To schedule the call with Larson, Cindric didn’t have Larson’s number and said he doesn’t find the purpose in having his competitors’ phone numbers.
Instead, shortly after the race, Cindric handed a business card to Hendrick Motorsports President and General Manager Jeff Andrews.
“When the race is over, you know, I was helping my guys load the car and as you’re standing there, we’re the first hauler, and I can’t say I was really in a very good head space to want to talk to anybody,” Cindric said. “But at the same time, knowing that this is something I definitely wanted to discuss with Kyle, I was like ‘if somebody comes up to me, I’m just going to give them my phone number and be done with it. I do have a stack of business cards that I brought around with me, like going to the Rolex [24], like as a teenager, handing them out to team owners and team managers. So I still had all of them in my backpack, and I saw Jeff Andrews and Chad Knaus standing over by the 24 hauler, so I figured that was a good way of ensuring that I would get my conversation that would be a lot healthier than just showing up at the race track.”
With Cindric’s prowess on drafting tracks, there’s an argument to be made he could have two wins already stashed away and a guaranteed bid into the 2025 NASCAR Playoffs.
The fourth-year driver finished eighth in the Daytona 500 and 28th at Atlanta but the results don’t show what Cindric was able to do in those events. He led the most laps in the ‘Great American Race’ and followed it up by leading 47 circuits around the 1.5-mile Georgia track.
Looking deeper into the numbers, Cindric also scored 20 combined stage points in the first two races of the season, and according to Racing Insights’ loop data, Cindric ran inside the top 15 for all but 17 laps, including the nine he missed after exiting the race following the wreck. He leads the Cup Series with an average running position of 5.4, more than four positions better than teammate Ryan Blaney (9.5) in second.

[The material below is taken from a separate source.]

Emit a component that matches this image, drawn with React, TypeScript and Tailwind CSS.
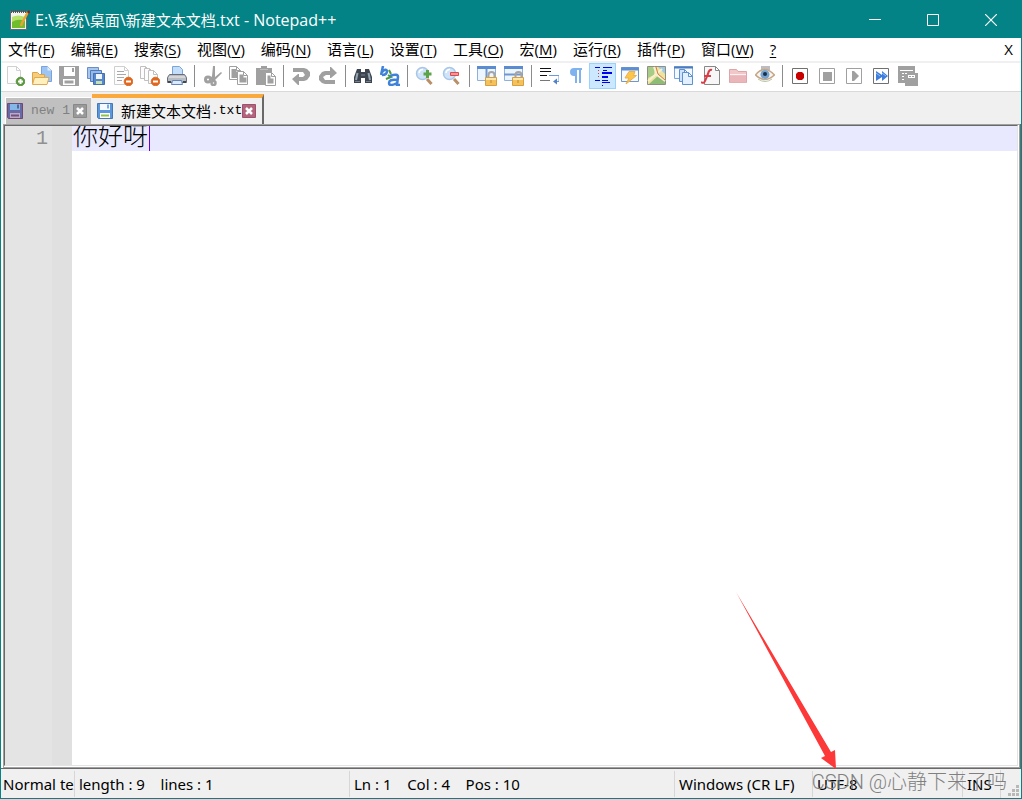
import { Fragment, useState } from 'react'
import type { ReactNode } from 'react'

interface Tool {
  label: string
  icon: ReactNode
  active?: boolean
}

const page = (x: number, y: number, w: number, h: number, stroke = '#b4b4b4', fill = '#fdfdfd') => (
  <path
    d={`M${x} ${y}h${w - 4}l4 4v${h - 4}h${-w}z M${x + w - 4} ${y}v4h4`}
    fill={fill}
    stroke={stroke}
  />
)

const minusBadge = (
  <>
    <circle cx="15.5" cy="15.5" r="4.3" fill="#e2661c" stroke="#d9702f" />
    <path d="M13 15.5h5" stroke="#fff" strokeWidth="2" />
  </>
)

const lock = (
  <>
    <path d="M11.500 12V9a3 3 0 0 1 6 0V12" fill="none" stroke="#a5a5a5" strokeWidth="2" />
    <path d="M8.500 11.500h11v8h-11z" fill="#f5c15a" stroke="#d6a040" />
    <path d="M9 13h10" stroke="#ffe7ab" strokeWidth="2" />
    <path d="M14 14v3" stroke="#b98a3a" />
  </>
)

const lens = (
  <>
    <path d="M12 13l4.500 5" stroke="#b98f68" strokeWidth="3" />
    <circle cx="7.500" cy="7.500" r="6" fill="#cfe4f8" stroke="#a9c6e8" strokeWidth="1.500" />
    <path d="M4 7a4 4 0 0 1 4-3.500" fill="none" stroke="#fff" strokeWidth="1.500" />
  </>
)

const frame = (stroke: string) => <path d="M2.500 2.500h15v15h-15z" fill="#fff" stroke={stroke} />

const groups: Tool[][] = [
  [
    {
      label: 'New',
      icon: (
        <>
          {page(2.5, 0.5, 13, 17, '#d0d0d0')}
          <circle cx="15.500" cy="15.500" r="4.300" fill="#5c9c3c" stroke="#5d9546" />
          <path d="M13 15.500h5M15.500 13v5" stroke="#fff" strokeWidth="2" />
        </>
      ),
    },
    {
      label: 'Open',
      icon: (
        <>
          <path d="M9.500 .5h6l4 4v11h-10z" fill="#9cc5f3" stroke="#79a3dc" />
          <path d="M15.500.5v4h4z" fill="#e0eefc" />
          <path d="M.5 17.500v-11h5l2 2h5v9z" fill="#f5ce7b" stroke="#dda24a" />
          <path d="M.5 18.500l2-7h14.500l-2 7z" fill="#fff0bd" stroke="#e0aa50" />
        </>
      ),
    },
    {
      label: 'Save',
      icon: (
        <>
          <path d="M0 0h20v20H2l-2-2z" fill="#a0a0a0" />
          <path d="M5 1h11v9H5z" fill="#fff" />
          <path d="M13 2h2v4h-2z" fill="#a0a0a0" />
          <path d="M4 13h12v6H4z" fill="#fff" />
          <path d="M5.500 14.500h9v3h-9z" fill="#a0a0a0" />
        </>
      ),
    },
    {
      label: 'Save All',
      icon: (
        <>
          <path d="M1.500 1.500h11v11h-11z" fill="#a9c7ee" stroke="#688dc9" />
          <path d="M4.500 4.500h11v11h-11z" fill="#94b8e7" stroke="#5279b8" />
          <path d="M7.500 7.500h11v11h-11z" fill="#5788cc" stroke="#456fae" />
          <path d="M10 8h6v5h-6z" fill="#eef5ff" />
          <path d="M10 15h6v3h-6z" fill="#c5e0b4" />
        </>
      ),
    },
    {
      label: 'Close',
      icon: (
        <>
          {page(1.5, 0.5, 14, 18, '#cfcfcf')}
          <path d="M4 5.500h7M4 8.500h9M4 11.500h7M4 14.500h5" stroke="#a8a8a8" />
          {minusBadge}
        </>
      ),
    },
    {
      label: 'Close All',
      icon: (
        <>
          {page(0.5, 0.5, 9, 12, '#c0c0c0')}
          {page(4.5, 2.5, 9, 12, '#c0c0c0')}
          {page(8.5, 4.5, 9, 13, '#c0c0c0')}
          {minusBadge}
        </>
      ),
    },
    {
      label: 'Print',
      icon: (
        <>
          <path d="M5.500 10V.5h7l3 3V10z" fill="#c4defa" stroke="#77a5dc" />
          <path d="M2.500 8.500h15l2 3v5h-19v-5z" fill="#b8bcc3" stroke="#696f78" />
          <path d="M2 11h16" stroke="#f0f0f0" />
          <path d="M5.500 14.500h9l1 4h-11z" fill="#dceaff" stroke="#6385b5" />
          <path d="M1 16h3M16 16h3" stroke="#414852" strokeWidth="2" />
        </>
      ),
    },
  ],
  [
    {
      label: 'Cut',
      icon: (
        <>
          <path d="M11 0h2v11l6-5 1 1-9 9-3-3 2-3z" fill="#a0a0a0" />
          <circle cx="6" cy="13.500" r="2.500" fill="none" stroke="#a0a0a0" strokeWidth="3" />
          <circle cx="11.500" cy="17" r="2" fill="none" stroke="#a0a0a0" strokeWidth="2.500" />
        </>
      ),
    },
    {
      label: 'Copy',
      icon: (
        <>
          {page(0.5, 0.5, 11, 13, '#a0a0a0', '#fff')}
          <path d="M2.500 3h5v3h2v6h-7z" fill="#a0a0a0" />
          {page(8.5, 5.5, 10, 13, '#a0a0a0', '#fff')}
          <path d="M10.500 8.500h4v3h3v5h-7z" fill="#a0a0a0" />
        </>
      ),
    },
    {
      label: 'Paste',
      icon: (
        <>
          <path d="M0 2h5V0h6v2h5v17H0z" fill="#a0a0a0" />
          <path d="M4 3.500h8" stroke="#bdbdbd" />
          {page(9.5, 6.5, 10, 13, '#a0a0a0', '#fff')}
          <path d="M11.500 9.500h3v3h3v5h-6z" fill="#a0a0a0" />
        </>
      ),
    },
  ],
  [
    {
      label: 'Undo',
      icon: (
        <>
          <path d="M2 2h11l3 1 3 3v4l-3 4-3 1H8v4H7l-6-6 6-5h1v3h4l2-2-2-3H2z" fill="#a0a0a0" />
        </>
      ),
    },
    {
      label: 'Redo',
      icon: (
        <>
          <path d="M17 18H7l-3-1-3-3v-4l3-4 3-1h5V1h1l6 6-6 5h-1V9H8l-3 2 2 3h10z" fill="#a0a0a0" />
        </>
      ),
    },
  ],
  [
    {
      label: 'Find',
      icon: (
        <>
          <path d="M4 3h4v3h4V3h4l3 8v6h-7v-5H8v5H1v-6z" fill="#3d4650" />
          <path d="M4.500 7L3 14M15.500 7l1.500 7" stroke="#96a5b3" strokeWidth="2" />
          <path d="M2 15.500h5M13 15.500h5M8 9h4" stroke="#75828e" />
        </>
      ),
    },
    {
      label: 'Replace',
      icon: (
        <>
          <path d="M3 0L1 9M2 6q4-4 5-1 0 4-5 4" fill="none" stroke="#3f82d8" strokeWidth="2.500" />
          <path d="M9 4l2 4M6 13l5-2-3-2" fill="none" stroke="#4b9a41" strokeWidth="2" />
          <path
            d="M10 10q8-3 8 1l-1 8h3M17 14q-8-1-8 3t8 0"
            fill="none"
            stroke="#3f82d8"
            strokeWidth="2.500"
          />
        </>
      ),
    },
  ],
  [
    {
      label: 'Zoom In',
      icon: (
        <>
          {lens}
          <path d="M12.500 4v8M8.500 8h8" stroke="#5da34a" strokeWidth="3" />
        </>
      ),
    },
    {
      label: 'Zoom Out',
      icon: (
        <>
          {lens}
          <path d="M8.500 6.500h8v3h-8z" fill="#f59a9a" stroke="#e0474f" />
        </>
      ),
    },
  ],
  [
    {
      label: 'Synchronize Vertical Scrolling',
      icon: (
        <>
          <path d="M.5.500h18v14H.5z" fill="#edf5ff" stroke="#8fb0dc" />
          <path d="M0 1.500h19" stroke="#5b8bd0" strokeWidth="3" />
          <path d="M9.500 3v12" stroke="#7098ce" strokeWidth="2" />
          {lock}
        </>
      ),
    },
    {
      label: 'Synchronize Horizontal Scrolling',
      icon: (
        <>
          <path d="M.5.500h18v14H.5z" fill="#edf5ff" stroke="#8fb0dc" />
          <path d="M0 1.500h19" stroke="#5b8bd0" strokeWidth="3" />
          <path d="M0 8.500h19" stroke="#7098ce" strokeWidth="2" />
          {lock}
        </>
      ),
    },
  ],
  [
    {
      label: 'Word Wrap',
      icon: (
        <>
          <path d="M1 2.500h11M1 5.500h11M1 9.500h7" stroke="#111" />
          <path d="M1 14.500h10" stroke="#777" />
          <path d="M10 9.500h10v6H15" fill="none" stroke="#6d9bd8" />
          <path d="M14 15.500l4-3v6z" fill="#4f82c9" />
        </>
      ),
    },
    {
      label: 'Show All Characters',
      icon: <path d="M16 2H8a4 4 0 0 0 0 8h1v7h2V4h2v13h2V4h1z" fill="#7fb3ee" />,
    },
    {
      label: 'Show Indent Guide',
      active: true,
      icon: (
        <>
          <path
            d="M2 1.500h5M10 1.500h9M10 4.500h4M2 14.500h5M9 14.500h6M9 16.500h8M9 19.500h1"
            stroke="#0000ef"
          />
          <path d="M9 7h10M9 11h6" stroke="#0000ef" strokeWidth="2" />
          <path d="M5.500 4v9" stroke="#e33" strokeDasharray="1 2" />
        </>
      ),
    },
    {
      label: 'User Defined Language',
      icon: (
        <>
          <path d="M1.500 1.500h17v14h-17z" fill="#f5faff" stroke="#7197c7" />
          <path d="M1 3h18" stroke="#5c8ed4" strokeWidth="3" />
          <path d="M9 5.500h6l-1.500 4h3L6 18l3-6H5z" fill="#fbc64b" stroke="#eab04a" />
        </>
      ),
    },
    {
      label: 'Document Map',
      icon: (
        <>
          <path d="M.5.500h18v18H.5z" fill="#eee4a0" stroke="#8f9082" />
          <path d="M1 1h7l-1 8-6 3z" fill="#a7cc87" />
          <path d="M11 1h7v7z" fill="#9cc9e8" />
          <path d="M2 18L12 9l6 7v2z" fill="#8ebc76" />
          <path d="M7 1l3 8 8 6M1 15l14-12" fill="none" stroke="#f8f0d0" strokeWidth="2" />
          <path d="M9 1l2 7 7 6" fill="none" stroke="#d97844" />
        </>
      ),
    },
    {
      label: 'Document List',
      icon: (
        <>
          <path d="M.5.500h18v12H.5z" fill="#f4f9ff" stroke="#78a5dd" />
          <path d="M0 1.500h19" stroke="#4c7cbd" strokeWidth="2" />
          {page(5.5, 3.5, 9, 12, '#5f91cf', '#cfe3fa')}
          {page(8.5, 6.5, 10, 12, '#5f91cf', '#e3f0ff')}
        </>
      ),
    },
    {
      label: 'Function List',
      icon: (
        <>
          {page(3.5, 0.5, 15, 18, '#888', '#f7f7f7')}
          <path d="M11 4q-3-1-4 4l-3 7q-1 3-4 1M3 10h7" fill="none" stroke="#dc3a45" strokeWidth="2" />
        </>
      ),
    },
    {
      label: 'Folder as Workspace',
      icon: (
        <>
          <path d="M1.500 16.500v-13h7l1.500 2h8.500v11z" fill="#f2c7c9" stroke="#dea4a7" />
          <path d="M2 9.500h16v7H2z" fill="#ebb6b9" />
          <path d="M2 8.500h16" stroke="#fff1f1" />
        </>
      ),
    },
    {
      label: 'Monitoring',
      icon: (
        <>
          <path d="M6 0h9v4H6z" fill="#bdbdbd" />
          <path d="M.5 9q9-11 19 0-10 9-19 0z" fill="#f7f5ef" stroke="#c6a584" strokeWidth="1.500" />
          <circle cx="10" cy="8.500" r="4.500" fill="#75a2cf" />
          <circle cx="10" cy="8" r="2" fill="#17304a" />
          <path d="M3 13q7 5 14 0" fill="none" stroke="#b8c4a3" />
        </>
      ),
    },
  ],
  [
    {
      label: 'Start Recording',
      icon: (
        <>
          {frame('#707070')}
          <path d="M8 6h4l2 2v4l-2 2H8l-2-2V8z" fill="#c90000" />
        </>
      ),
    },
    {
      label: 'Stop Recording',
      icon: (
        <>
          {frame('#a0a0a0')}
          <path d="M6 6h9v9H6z" fill="#a0a0a0" />
        </>
      ),
    },
    {
      label: 'Playback',
      icon: (
        <>
          {frame('#a0a0a0')}
          <path d="M8 5h2l5 5-5 5H8z" fill="#a0a0a0" />
        </>
      ),
    },
    {
      label: 'Run a Macro Multiple Times',
      icon: (
        <>
          {frame('#707070')}
          <path d="M5 5l6 4V5l6 5-6 5v-4l-6 4z" fill="#3f7edc" />
          <path d="M5 7l4 3M11 7l4 3" stroke="#98c1f5" />
        </>
      ),
    },
    {
      label: 'Save Recorded Macro',
      icon: (
        <>
          <path d="M0 0h17v7h3v13H7v-3H0z" fill="#a0a0a0" />
          <path d="M2 4.500h13" stroke="#fff" />
          <path d="M4 7.500h6M4 10.500h3M4 13.500h3" stroke="#fff" strokeDasharray="2 1" />
          <path d="M10 9h7v3h-7z" fill="#fff" />
          <path d="M11 10.500h5" stroke="#a0a0a0" strokeDasharray="2 1" />
        </>
      ),
    },
  ],
]

const menus = [
  ['文件', 'F'],
  ['编辑', 'E'],
  ['搜索', 'S'],
  ['视图', 'V'],
  ['编码', 'N'],
  ['语言', 'L'],
  ['设置', 'T'],
  ['工具', 'O'],
  ['宏', 'M'],
  ['运行', 'R'],
  ['插件', 'P'],
  ['窗口', 'W'],
]

function DiskIcon({ dim }: { dim?: boolean }) {
  return (
    <svg viewBox="0 0 16 16" className="size-4 shrink-0">
      <path d="M.5.500h15v15h-14l-1-1z" fill={dim ? '#686aa6' : '#5c97dc'} stroke={dim ? '#704875' : '#4478b8'} />
      <path d="M3 1h10v6H3z" fill={dim ? '#83b8e8' : '#f4faff'} />
      <path d="M10 1.500h2v4h-2z" fill={dim ? '#616091' : '#72aee8'} />
      <path d="M3 10h10v5H3z" fill={dim ? '#c0a8c5' : '#fff'} />
      <path d="M4 12.500h8" stroke={dim ? '#70527e' : '#8bc34a'} strokeWidth="2" />
    </svg>
  )
}

function CloseTab({ dim }: { dim?: boolean }) {
  return (
    <button aria-label="Close tab" className="size-[14px] shrink-0">
      <svg viewBox="0 0 14 14" className="size-[14px]">
        <path d="M.5.500h13v13H.5z" fill={dim ? '#999' : '#b1647c'} stroke={dim ? '#888' : '#a0506c'} />
        <path d="M4 4l6 6M10 4l-6 6" stroke="#fff" strokeWidth="2.500" />
      </svg>
    </button>
  )
}

function TitleBar() {
  return (
    <header className="flex h-[37px] shrink-0 items-center bg-[#048387] pl-2 pr-px text-white">
      <svg viewBox="0 0 22 22" className="size-[22px] shrink-0">
        <path d="M1.500 2.500h16v18h-16z" fill="#f4f4ee" stroke="#667" />
        <path d="M3 8q6-3 13 0v11H3z" fill="#b6e26a" />
        <path d="M3 13q6-4 13-1v7H3z" fill="#70be2b" />
        <path d="M2 2.500h15" stroke="#555" strokeWidth="3" strokeDasharray="1 1" />
        <path d="M19 3l-6 11-1 3" fill="none" stroke="#e7a336" strokeWidth="2.500" />
        <path d="M18 3l2-2 1 2-1 2z" fill="#8d1c22" />
      </svg>
      <h1 className="ml-1 flex-1 truncate text-[15px]">
        <span className="text-[16px]">E:\</span>系统<span className="text-[16px]">\</span>桌面
        <span className="text-[16px]">\</span>新建文本文档
        <span className="text-[16px]">.txt - Notepad++</span>
      </h1>
      <button aria-label="Minimize" className="flex h-full w-[58px] items-center justify-center">
        <svg viewBox="0 0 12 12" className="size-3">
          <path d="M0 5.500h12" stroke="#fff" />
        </svg>
      </button>
      <button aria-label="Maximize" className="flex h-full w-[58px] items-center justify-center">
        <svg viewBox="0 0 12 12" className="size-3">
          <path d="M.5.500h11v11H.5z" fill="none" stroke="#fff" />
        </svg>
      </button>
      <button aria-label="Close" className="flex h-full w-[58px] items-center justify-center">
        <svg viewBox="0 0 12 12" className="size-3">
          <path d="M0 0l12 12M12 0L0 12" stroke="#fff" strokeWidth="1.200" />
        </svg>
      </button>
    </header>
  )
}

function Toolbar() {
  return (
    <div role="toolbar" className="flex h-[29px] shrink-0 items-center overflow-hidden border-b border-[#d9d9d9] pb-0.5">
      {groups.map((group, i) => (
        <Fragment key={i}>
          {i > 0 && <div className="ml-1 mr-[3px] h-[22px] w-px shrink-0 bg-[#8c8c8c]" />}
          {group.map((tool) => (
            <button
              key={tool.label}
              aria-label={tool.label}
              className={`flex h-[26px] w-[27px] shrink-0 items-center justify-center ${
                tool.active ? 'border border-[#99d1ff] bg-[#cce8ff]' : ''
              }`}
            >
              <svg viewBox="0 0 20 20" className="size-5 shrink-0">
                {tool.icon}
              </svg>
            </button>
          ))}
        </Fragment>
      ))}
    </div>
  )
}

function Tabs() {
  return (
    <div className="flex h-8 shrink-0 items-end bg-[#f0f0f0] pl-1">
      <div className="flex h-[27px] w-[86px] items-center border-l border-t border-white bg-[#c0c0c0] pl-px">
        <DiskIcon dim />
        <button className="ml-2 flex-1 whitespace-nowrap text-left font-['Liberation_Mono',monospace] text-[13px] text-[#808080]">
          new 1
        </button>
        <CloseTab dim />
        <span className="w-1" />
      </div>
      <div className="ml-px flex h-[30px] items-center border-r-2 border-t-4 border-r-[#696969] border-t-[#faaa3c] pl-[5px] pr-1.5">
        <DiskIcon />
        <button className="ml-2 flex items-center whitespace-nowrap">
          <span className="text-[15px]">新建文本文档</span>
          <span className="font-['Liberation_Mono',monospace] text-[13px]">.txt</span>
        </button>
        <CloseTab />
      </div>
    </div>
  )
}

function Editor() {
  const [text, setText] = useState('你好呀')

  return (
    <div className="flex min-h-0 flex-1 border-b border-r border-[#696969] bg-white pl-0.5">
      <div className="flex flex-1 border border-[#a0a0a0]">
        <div className="flex flex-1 border-b border-r border-white">
          <div className="flex flex-1 border border-b-[#e3e3e3] border-l-[#696969] border-r-[#e3e3e3] border-t-[#696969]">
            <div className="w-[47px] bg-[#e4e4e4] pr-1 text-right font-['Liberation_Mono',monospace] text-[20px] leading-[25px] text-[#909090]">
              1
            </div>
            <div className="w-5 bg-[#e0e0e0]" />
            <div className="relative flex flex-1">
              <textarea
                aria-label="Document"
                spellCheck={false}
                value={text}
                onChange={(e) => setText(e.target.value)}
                className="flex-1 resize-none bg-[linear-gradient(#e8e8ff_25px,#ffffff_25px)] pl-px font-['Liberation_Mono','Noto_Sans_CJK_SC',monospace] text-[25px] leading-[25px] font-light outline-none"
              />
              <span className="absolute left-[77px] top-0 h-[25px] w-px bg-[#6a00e0]" />
            </div>
          </div>
        </div>
      </div>
    </div>
  )
}

function StatusBar() {
  return (
    <footer className="relative flex h-[29px] shrink-0 items-center whitespace-pre bg-[#f0f0f0] pt-px font-['Noto_Sans','Noto_Sans_CJK_SC',sans-serif] text-[15px]">
      <div className="w-[73px] shrink-0 overflow-hidden pl-0.5">Normal text file</div>
      <div className="flex h-[26px] w-[275px] shrink-0 items-center border-l border-[#d7d7d7] pl-1">
        length : 9    lines : 1
      </div>
      <div className="flex h-[26px] flex-1 items-center border-l border-[#d7d7d7] pl-1">
        Ln : 1    Col : 4    Pos : 10
      </div>
      <div className="flex h-[26px] w-[138px] shrink-0 items-center border-l border-[#d7d7d7] pl-1">
        Windows (CR LF)
      </div>
      <div className="flex h-[26px] w-[150px] shrink-0 items-center border-l border-[#d7d7d7] pl-1">UTF-8</div>
      <div className="flex h-[26px] w-[38px] shrink-0 items-center border-l border-[#d7d7d7] pl-1">INS</div>
      <div className="flex h-full w-[21px] shrink-0 items-end justify-end border-l border-[#d7d7d7] pb-0.5 pr-0.5">
        <svg viewBox="0 0 11 11" className="size-[11px]">
          <path
            d="M8 0h3v3H8zM4 4h3v3H4zM8 4h3v3H8zM0 8h3v3H0zM4 8h3v3H4zM8 8h3v3H8z"
            fill="#b8b8b8"
          />
        </svg>
      </div>
      <span className="absolute bottom-1 right-3.5 font-['Roboto','Noto_Sans_CJK_SC',sans-serif] text-[20px] leading-6 font-light text-[#808080]">
        CSDN @心静下来了吗
      </span>
      <svg viewBox="0 0 101 177" className="absolute bottom-[29px] right-[184px] h-[177px] w-[101px]">
        <path d="M0 0L95 160l4-2 1 19-15-11 4-2z" fill="#fc3838" />
      </svg>
    </footer>
  )
}

export default function App() {
  return (
    <div className="flex h-screen flex-col overflow-hidden border border-[#048387] bg-white font-['Open_Sans','Noto_Sans_CJK_SC',sans-serif] text-black">
      <TitleBar />
      <nav className="flex h-[25px] shrink-0 items-center gap-4 whitespace-nowrap border-b-2 border-[#f0f0f0] pl-[7px] pr-2 text-[15px]">
        {menus.map(([name, key]) => (
          <button key={key}>
            {name}(<u className="underline-offset-2">{key}</u>)
          </button>
        ))}
        <button>
          <u className="underline-offset-2">?</u>
        </button>
        <button aria-label="Close document" className="ml-auto">
          X
        </button>
      </nav>
      <Toolbar />
      <Tabs />
      <Editor />
      <StatusBar />
    </div>
  )
}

“I felt like I could have said a lot more than I did,” Cindric said. “I like to honestly keep that behind closed doors, so maybe if you felt like I spoke up and I felt like I was holding back, that tells you how upset I was with the situation. It’s still something I’m relatively upset about and gets the blood pressure going a little bit. But that’s racing. I mean, I’m not the only one that’s been in those positions and felt like they haven’t been able to capitalize on an opportunity to win a race or had somebody else be the cause of that. It doubles down with it being two weeks in a row. At this level, race wins don’t fall out of the sky.”
While it’s still way too early in the season to discuss postseason outlooks, Cindric’s early-season heartbreaks already harken to a playoff-contending driver who had multiple win opportunities taken from him last season — Chris Buescher.
Cindric is nowhere close to any sort of panic button as he sits a healthy fourth in the points standings, but with two golden opportunities out of the mix for the No. 2 driver, he will have to battle Larson again and other stars of the sport to get that coveted checkered-flag sticker on his Ford Mustang.
“I know if I want to win in this series, I’m certainly going to have to race against him [Larson] a lot more,” Cindric said. “I certainly expect us to be at that level throughout the year and I just expect it to be better than what we had on Sunday.”